Using operator notation, where D means d/dx and D² means $\frac{d^2}{dx^2}$, the equation of my example can be represented as (D - 1)y = 3e^x.

The operator that annihilates e^x is the D - 1 operator, meaning that (D - 1)e^x = d/dx(e^x) - e^x = 0.

To convert the nonhomogeneous first order equation of my example to a homogeneous equation, we apply the operator that will annihilate the right side, to both sides, like so:
(D + 1)[(D + 1)y] = (D + 1)(3e^x) = 0

In the process, the first order nonhomogeneous equation has become second order.

(D + 1)²y = 0

The general solution of the above is y = Ae^x + Bxe^x. The first function is the general solution of the original homogeneous problem. The second function is the particular solution of the original nonhomogeneous problem. If you substitute this general solution into the original problem, you'll find (again) that B = 3.

Edit: Apologies if the above seems like drinking from a fire hose.

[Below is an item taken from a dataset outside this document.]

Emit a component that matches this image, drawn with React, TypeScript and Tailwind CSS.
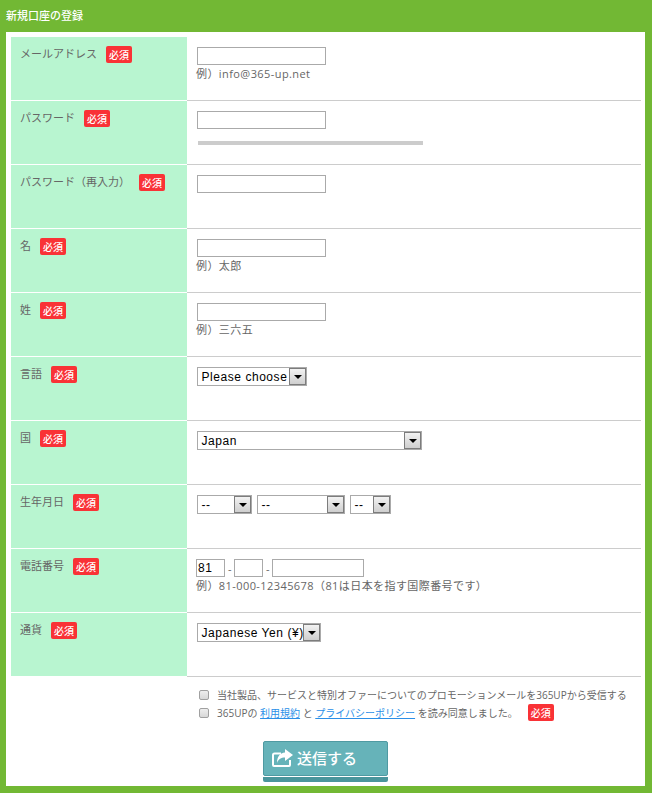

There is a lot I left out, as I needed to take my dogs for their morning walk.

 

[Mark44]

Agree, BUT

$y^{'}=A^{'}sin(x)+Acos(x)+B^{'}cos(x)-Bsin(x)$ and

$y^{''}=A^{''}sin(x)+A^{'}cos(x)+A^{'}cos(x)-Asin(x)+B^{''}cos(x)-B^{'}sin(x)-B^{'}sin(x)-Bcos(x)$.

You didn't give any indication that A and B were actually functions, so I assumed that they were constants.

 

[skrat]

Method of undetermined coefficients ... Yup, I know this one and also should have remembered it.

Thanks to all and apologize for standing up and saying that $A=A(x)$... :)

The solution is $y=-\frac{xcos(x)}{2}$

 

[Ray Vickson]

Agree, BUT

$y^{'}=A^{'}sin(x)+Acos(x)+B^{'}cos(x)-Bsin(x)$ and

$y^{''}=A^{''}sin(x)+A^{'}cos(x)+A^{'}cos(x)-Asin(x)+B^{''}cos(x)-B^{'}sin(x)-B^{'}sin(x)-Bcos(x)$.

The sum $y^{''}+y^{'}=A^{''}sin(x)+A^{'}cos(x)+A^{'}cos(x)+B^{''}cos(x)-B^{'}sin(x)-B^{'}sin(x)$.

Don't even dare to say that is is what I have to solve now. -.-

Set the coefficient of cos(x) identically equal to 0 and the coefficient of sin(x) identically equal to 1. This gives you two simple coupled constant-coefficient first-order linear DEs for $A_1 = dA/dx$ and $B_1 = dB/dx$. Remember that $A(x) = \int_0^x A_1(t) \, dt + \text{const.}$, etc.